Now, it’s obvious why there is such reluctance on the left to credit any of Trump’s policies, however much they align with the progressive agenda: the man is a serial liar, a racist and a vulgar boor.
But then, all presidents lie. Trump is just promiscuous about it.
At one point in his presidency, Obama was nicknamed the ‘deporter-in-chief.’ (Susan Walsh/Associated Press)
Yes, he’s persecuting undocumented immigrants. But Obama was at one point nicknamed the “deporter-in-chief.”
Yes, he is running an imperial presidency. But so did his predecessor. And his predecessor’s predecessor.
Yes, he has talked about bombing enemies into oblivion. But Hillary Clinton enabled George W. Bush’s invasion of Iraq, and a fair amount of oblivion-bombing, with her Senate vote. She is more hawkish than Trump, period.
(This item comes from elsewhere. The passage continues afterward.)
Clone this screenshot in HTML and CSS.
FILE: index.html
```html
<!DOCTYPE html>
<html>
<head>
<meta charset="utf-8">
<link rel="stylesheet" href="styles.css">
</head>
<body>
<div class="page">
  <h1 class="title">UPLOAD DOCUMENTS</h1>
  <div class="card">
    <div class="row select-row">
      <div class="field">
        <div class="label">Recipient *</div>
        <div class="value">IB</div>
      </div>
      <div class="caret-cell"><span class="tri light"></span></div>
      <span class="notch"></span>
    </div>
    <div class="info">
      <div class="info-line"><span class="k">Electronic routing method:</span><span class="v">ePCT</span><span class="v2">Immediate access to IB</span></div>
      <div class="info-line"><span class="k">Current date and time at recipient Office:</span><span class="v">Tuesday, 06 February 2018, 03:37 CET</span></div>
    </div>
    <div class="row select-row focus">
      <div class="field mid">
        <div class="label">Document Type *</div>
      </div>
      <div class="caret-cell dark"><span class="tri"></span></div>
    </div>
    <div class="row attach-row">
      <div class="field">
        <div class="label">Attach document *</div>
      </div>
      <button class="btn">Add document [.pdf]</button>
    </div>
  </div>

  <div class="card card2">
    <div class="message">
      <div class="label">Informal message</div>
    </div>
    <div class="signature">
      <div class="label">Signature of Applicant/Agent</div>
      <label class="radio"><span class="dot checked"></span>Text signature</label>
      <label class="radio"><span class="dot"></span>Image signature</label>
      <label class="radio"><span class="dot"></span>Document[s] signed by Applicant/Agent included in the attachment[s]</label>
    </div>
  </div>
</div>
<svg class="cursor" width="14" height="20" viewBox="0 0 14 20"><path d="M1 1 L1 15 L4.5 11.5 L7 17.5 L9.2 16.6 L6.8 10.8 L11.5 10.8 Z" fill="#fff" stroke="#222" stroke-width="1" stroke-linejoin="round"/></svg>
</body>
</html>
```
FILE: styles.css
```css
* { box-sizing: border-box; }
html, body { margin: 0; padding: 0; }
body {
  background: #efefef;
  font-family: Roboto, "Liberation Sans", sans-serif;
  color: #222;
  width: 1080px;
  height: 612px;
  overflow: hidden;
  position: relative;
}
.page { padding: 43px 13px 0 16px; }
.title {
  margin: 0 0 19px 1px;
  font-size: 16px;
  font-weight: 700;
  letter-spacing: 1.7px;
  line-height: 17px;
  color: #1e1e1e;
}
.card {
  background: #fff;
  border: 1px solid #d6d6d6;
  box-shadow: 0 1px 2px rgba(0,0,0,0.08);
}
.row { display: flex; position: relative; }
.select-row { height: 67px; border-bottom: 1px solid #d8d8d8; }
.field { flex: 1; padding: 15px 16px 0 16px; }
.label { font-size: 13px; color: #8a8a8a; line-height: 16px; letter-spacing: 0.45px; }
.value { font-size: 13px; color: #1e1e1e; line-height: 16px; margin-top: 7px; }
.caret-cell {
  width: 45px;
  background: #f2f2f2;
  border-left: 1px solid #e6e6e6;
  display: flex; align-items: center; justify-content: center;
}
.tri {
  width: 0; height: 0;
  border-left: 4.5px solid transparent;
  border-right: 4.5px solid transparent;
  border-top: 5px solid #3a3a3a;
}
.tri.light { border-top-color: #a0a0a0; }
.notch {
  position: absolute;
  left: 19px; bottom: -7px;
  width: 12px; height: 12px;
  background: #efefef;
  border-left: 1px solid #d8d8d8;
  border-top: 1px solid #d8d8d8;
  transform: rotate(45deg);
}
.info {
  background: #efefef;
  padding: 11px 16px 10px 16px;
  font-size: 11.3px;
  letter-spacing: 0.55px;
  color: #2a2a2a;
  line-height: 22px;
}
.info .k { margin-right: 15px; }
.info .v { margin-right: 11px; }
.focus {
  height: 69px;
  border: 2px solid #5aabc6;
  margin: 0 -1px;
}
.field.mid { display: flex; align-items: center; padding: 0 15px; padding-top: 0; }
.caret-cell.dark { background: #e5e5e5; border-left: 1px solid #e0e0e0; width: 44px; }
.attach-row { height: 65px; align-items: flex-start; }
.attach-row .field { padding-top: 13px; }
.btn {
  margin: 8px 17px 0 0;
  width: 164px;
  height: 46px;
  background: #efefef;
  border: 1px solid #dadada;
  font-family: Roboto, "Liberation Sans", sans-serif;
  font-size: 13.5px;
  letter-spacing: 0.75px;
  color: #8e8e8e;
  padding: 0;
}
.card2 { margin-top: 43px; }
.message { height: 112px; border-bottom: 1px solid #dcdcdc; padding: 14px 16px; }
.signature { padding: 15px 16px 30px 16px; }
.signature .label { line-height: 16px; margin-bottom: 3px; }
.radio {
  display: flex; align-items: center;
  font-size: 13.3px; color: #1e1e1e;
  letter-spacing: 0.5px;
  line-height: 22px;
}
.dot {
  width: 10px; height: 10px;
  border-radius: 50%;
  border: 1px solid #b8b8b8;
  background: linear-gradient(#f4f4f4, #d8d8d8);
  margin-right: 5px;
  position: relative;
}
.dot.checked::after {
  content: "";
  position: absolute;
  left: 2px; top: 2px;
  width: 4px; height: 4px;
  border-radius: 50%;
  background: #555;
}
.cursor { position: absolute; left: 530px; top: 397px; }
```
And yes, he is dismantling protections for the poor and vulnerable. But President Bill Clinton signed then-House Speaker Newt Gingrich’s Personal Responsibility and Work Opportunity Act, a bill that leftists considered a direct attack on a generation of low-income Americans.
Finally, yes, Trump is an appalling human being: he uses a powerful pulpit to belittle women and minorities, brags about molesting women, and tacitly eggs on bigots. But policy is policy.
My old friend Tom Walkom, one of the Toronto Star’s most progressive columnists, went ahead and said it a few weeks ago:
“I know it is heresy to write this. Sometimes, Donald Trump is right.”